Last year I was in CT for Christmas. I had given up my apartment in the
city a month
earlier after Osama bin Laden made me lose my job. I had already moved
my things
down to Georgia and was spending the holidays at my mother’s house before
I left.
That year my mother disposed of the Christmas tree while my sister and
I were out
spending her gift certificates. My mother lives in a second-floor apartment
and didn’t
want to drag the tree down the stairs and didn’t want to wait for Charity
and I to
get home to take the tree out.
So she opened the kitchen window and pushed the tree out onto the roof,
where it
slid down into the back yard. Only trouble was the tree was about six inches
wider
than the window frame and when my mother forced it through, the entire
window
frame tore loose from the wall and went with it.
“Those kids of mine,” she said to the landlord as he stared at the gaping
hole where
his window used to be. “I guess it’s true if you want something done right
you’ve
got to do it yourself.”
The year before that, we were in New York for the holidays. We put off
looking for a tree for weeks and weeks, until finally on Christmas Eve
day, my roommate Stephen called me at work.
“I took the day off from work and got us a Christmas tree,” he said.
We decorated the tree that night and had a lovely Christmas.
But as you know, sooner or later the tree has to be disposed of.
Some people get rid of their trees the day after Christmas. Others wait
until after
New Year’s. But these folks had already had the enjoyment of their tree
for a week
or two beforehand. And since we hadn’t gotten our tree until Christmas
Eve, we
reasoned it was all right to keep it up until March.
St. Patrick’s Day, to be precise.
That’s when it got embarrassing. Everywhere we went folks were wearing
green clothes, drinking green beer and walking their green dogs, while
in our house, it was still Christmas.
We resolved it was time to dispose of the tree. But of course we couldn’t
just
put it out at the curb where everybody’s trash is exposed for their neighbors
to see.
When your tree is one in a line of trees waiting for the trash pick-up
right after the
holidays, that’s one thing. But spring was four days away. We couldn’t
just put our
Christmas tree out in broad daylight for everyone to see.
So we waited until four o’clock in the morning.

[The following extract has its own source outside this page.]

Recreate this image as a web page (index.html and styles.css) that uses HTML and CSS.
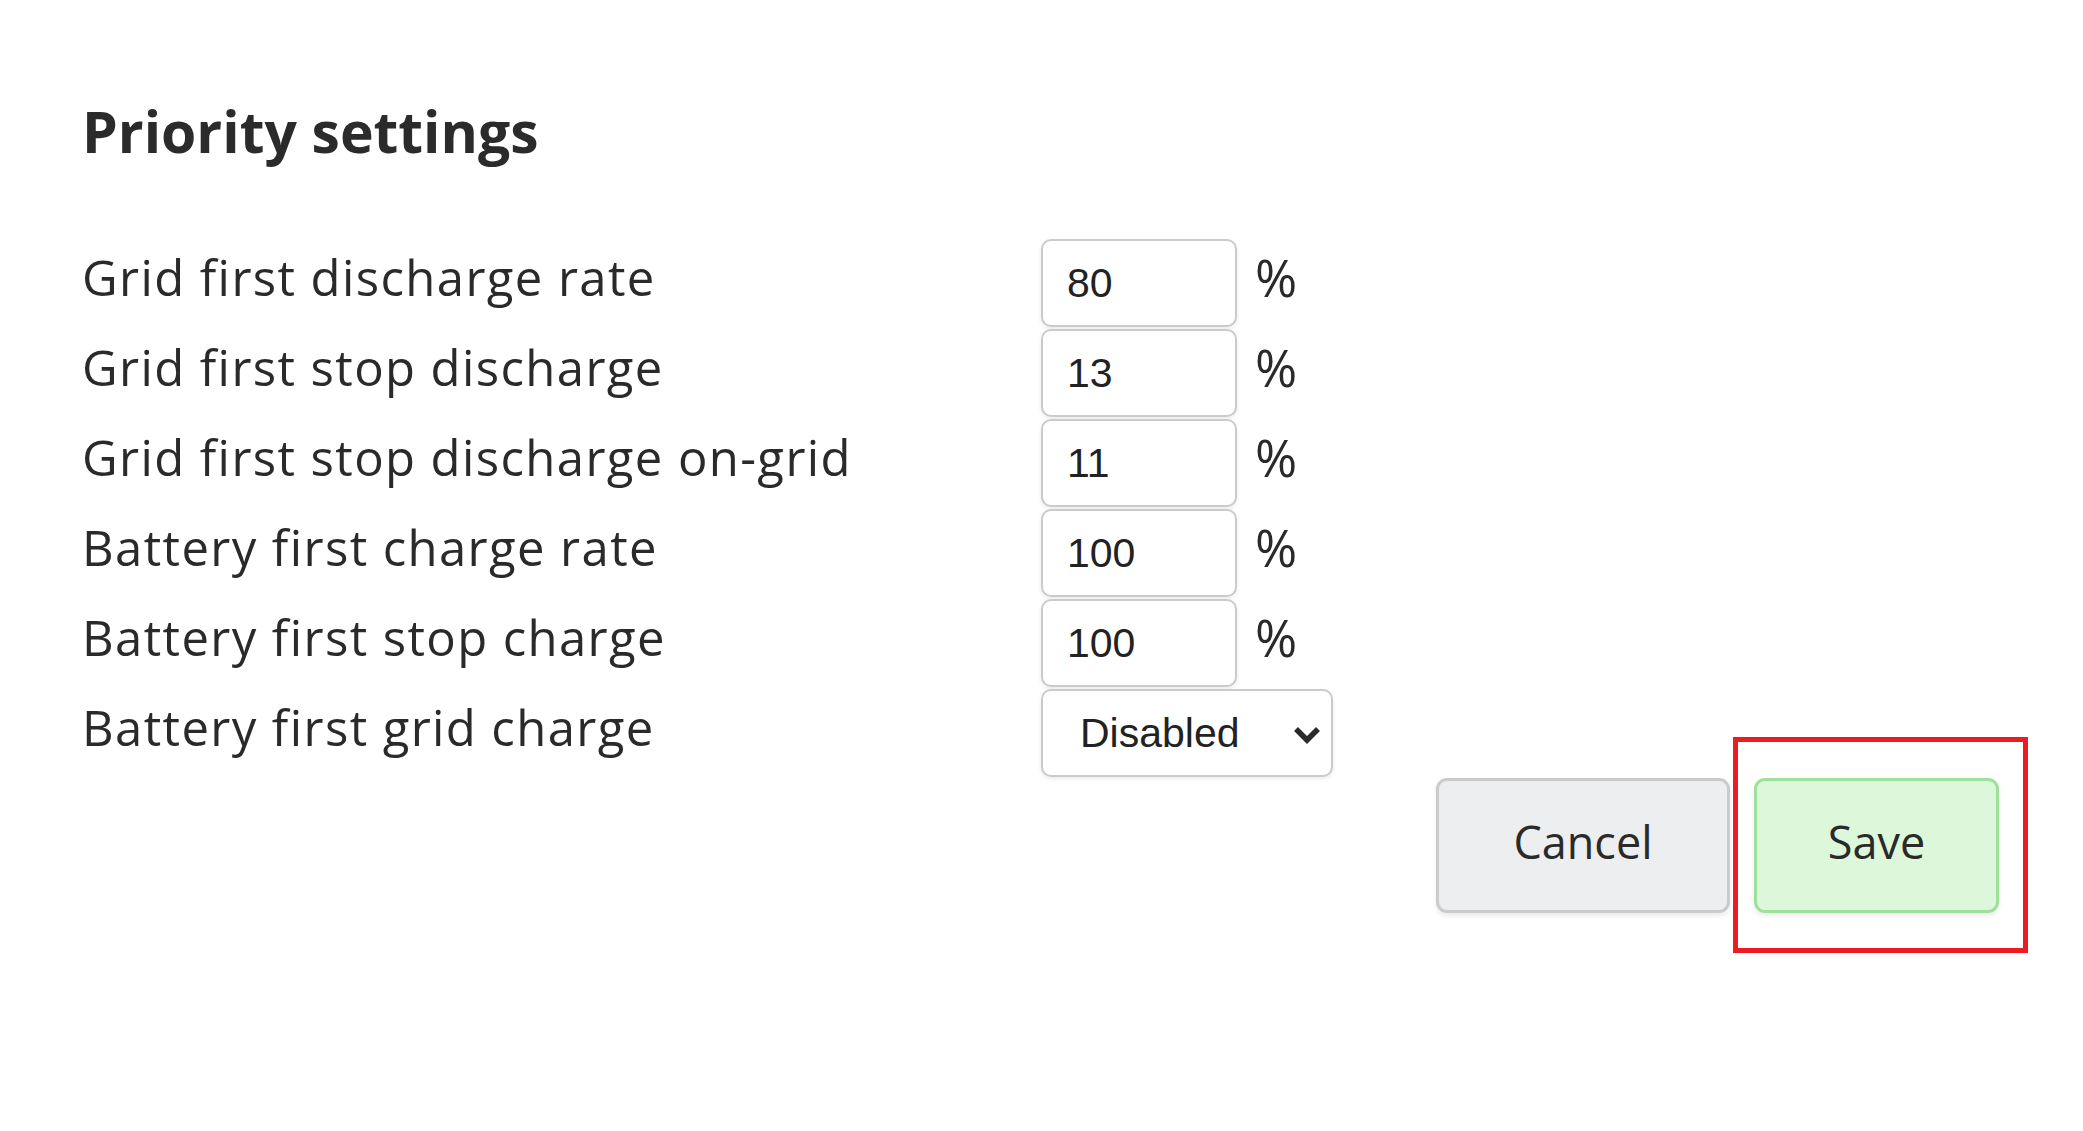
FILE: index.html
```html
<!DOCTYPE html>
<html lang="en">
<head>
<meta charset="utf-8">
<title>Priority settings</title>
<link rel="stylesheet" href="styles.css">
</head>
<body>
<main class="page">
  <h1 class="title">Priority settings</h1>
  <form class="settings">
    <label class="label" for="f1">Grid first discharge rate</label>
    <input class="num" id="f1" type="text" value="80">
    <span class="unit">%</span>

    <label class="label" for="f2">Grid first stop discharge</label>
    <input class="num" id="f2" type="text" value="13">
    <span class="unit">%</span>

    <label class="label" for="f3">Grid first stop discharge on-grid</label>
    <input class="num" id="f3" type="text" value="11">
    <span class="unit">%</span>

    <label class="label" for="f4">Battery first charge rate</label>
    <input class="num" id="f4" type="text" value="100">
    <span class="unit">%</span>

    <label class="label" for="f5">Battery first stop charge</label>
    <input class="num" id="f5" type="text" value="100">
    <span class="unit">%</span>

    <label class="label" for="f6">Battery first grid charge</label>
    <div class="select-wrap">
      <select class="sel" id="f6">
        <option>Disabled</option>
        <option>Enabled</option>
      </select>
      <svg class="chev" width="28" height="18" viewBox="0 0 28 18" aria-hidden="true">
        <path d="M3 3 L14 14 L25 3" fill="none" stroke="#2a2a2a" stroke-width="5.5" stroke-linecap="butt" stroke-linejoin="miter"/>
      </svg>
    </div>
  </form>
  <div class="actions">
    <button class="btn btn-cancel" type="button">Cancel</button>
    <div class="save-wrap">
      <button class="btn btn-save" type="button">Save</button>
      <span class="highlight" aria-hidden="true"></span>
    </div>
  </div>
</main>
</body>
</html>
```

FILE: styles.css
```css
html, body {
  margin: 0;
  padding: 0;
  background: #ffffff;
}

body {
  font-family: "Open Sans", "Liberation Sans", sans-serif;
  color: #2a2a2a;
  min-height: 1131px;
}

.page {
  padding: 97px 0 176px 82px;
}

.title {
  margin: 0;
  font-size: 57px;
  line-height: 68px;
  font-weight: 700;
  letter-spacing: 0;
  color: #2b2b2b;
}

.settings {
  margin-top: 74px;
  display: grid;
  grid-template-columns: 959px 196px auto;
  grid-auto-rows: 88px;
  row-gap: 2px;
  align-items: start;
}

.label {
  grid-column: 1;
  font-size: 49px;
  line-height: 76px;
  letter-spacing: 1.4px;
  color: #2a2a2a;
}

.num {
  grid-column: 2;
  box-sizing: border-box;
  width: 196px;
  height: 88px;
  margin: 0;
  padding: 0 10px 0 24px;
  border: 2.5px solid #cbcbcd;
  border-radius: 10px;
  background: #ffffff;
  box-shadow: 0 2px 4px rgba(0, 0, 0, 0.08);
  font-family: "Liberation Sans", Arial, sans-serif;
  font-size: 41px;
  color: #222222;
  outline: none;
}

.unit {
  grid-column: 3;
  padding-left: 18px;
  font-size: 51px;
  line-height: 76px;
  color: #2a2a2a;
}

.select-wrap {
  grid-column: 2 / span 2;
  position: relative;
  width: 292px;
  height: 88px;
}

.sel {
  appearance: none;
  -webkit-appearance: none;
  box-sizing: border-box;
  width: 292px;
  height: 88px;
  margin: 0;
  padding: 0 50px 0 37px;
  border: 2.5px solid #cbcbcd;
  border-radius: 10px;
  background: #ffffff;
  box-shadow: 0 2px 4px rgba(0, 0, 0, 0.08);
  font-family: "Liberation Sans", Arial, sans-serif;
  font-size: 41px;
  color: #222222;
  outline: none;
}

.chev {
  position: absolute;
  left: 252px;
  top: 37px;
  pointer-events: none;
}

.actions {
  margin-top: 1px;
  display: flex;
  justify-content: flex-end;
  gap: 24px;
  padding-right: 84px;
}

.btn {
  box-sizing: border-box;
  height: 135px;
  margin: 0;
  padding: 0 0 8px 0;
  border-radius: 11px;
  font-family: "Open Sans", "Liberation Sans", sans-serif;
  font-size: 45px;
  color: #2a2a2a;
  box-shadow: 0 3px 5px rgba(0, 0, 0, 0.08);
  cursor: pointer;
}

.btn-cancel {
  width: 294px;
  background: #edeef0;
  border: 3px solid #cbcbcd;
}

.save-wrap {
  position: relative;
}

.btn-save {
  width: 245px;
  background: #dcf7d9;
  border: 3px solid #9fe09b;
}

.highlight {
  position: absolute;
  left: -21px;
  top: -41px;
  width: 295px;
  height: 216px;
  box-sizing: border-box;
  border: 5px solid #ed1c24;
  pointer-events: none;
}
```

We were fairly confident all of our neighbors were asleep, because our
downstairs
neighbor, who kept the latest hours on the block, had shut off his stereo,
which had
been playing “I Will Survive” by Gloria Gaynor every waking hour for the
last
month-and-a-half since his girlfriend broke up with him.
So at 4 a.m., we dragged the tree down the three flights of stairs to our
stoop,
then carried it down to the street.
But of course we could not deposit it with our own trash. People would
know we had
kept our Christmas tree up until St. Patrick’s Day. What kind of idiots
do that?
So we carried the tree three houses down and put it in a neighbor’s trash.
The next day walking home from work we made a point of exclaiming very
loudly as we walked down our street, “Look at that! Some idiot kept
their Christmas tree up until St. Patrick’s Day!”
A few neighbors looked at us as we passed by.
“Look,” they no doubt said to each other, “Those are the damn fools who
threw their Christmas tree out at four o’clock this morning.”
The trail of pine needles that led from the tree down the sidewalk to our
stoop
was no doubt also a tip-off to the true owner of the Christmas tree. And
if they
entered our house, they could have followed the trail all the way up the
three
flights of stairs to our front door.
This Christmas is no different. We finally took the decorations off the
tree last Saturday. It took another three days for the Christmas tree
to make it to the front porch. It’s sitting there right now, tinsel
dangling pathetically from its limbs, looking like a girl whose date
ditched her at a party and went home with somebody else.
We told ourselves that we would only leave it on the porch until Alan got
home
that night, when we would ask him if we could put it in his burn pile.
That was last Tuesday. The tree is still on our front porch. Maybe it
will make it to Alan’s burn pile by St. Patrick’s Day.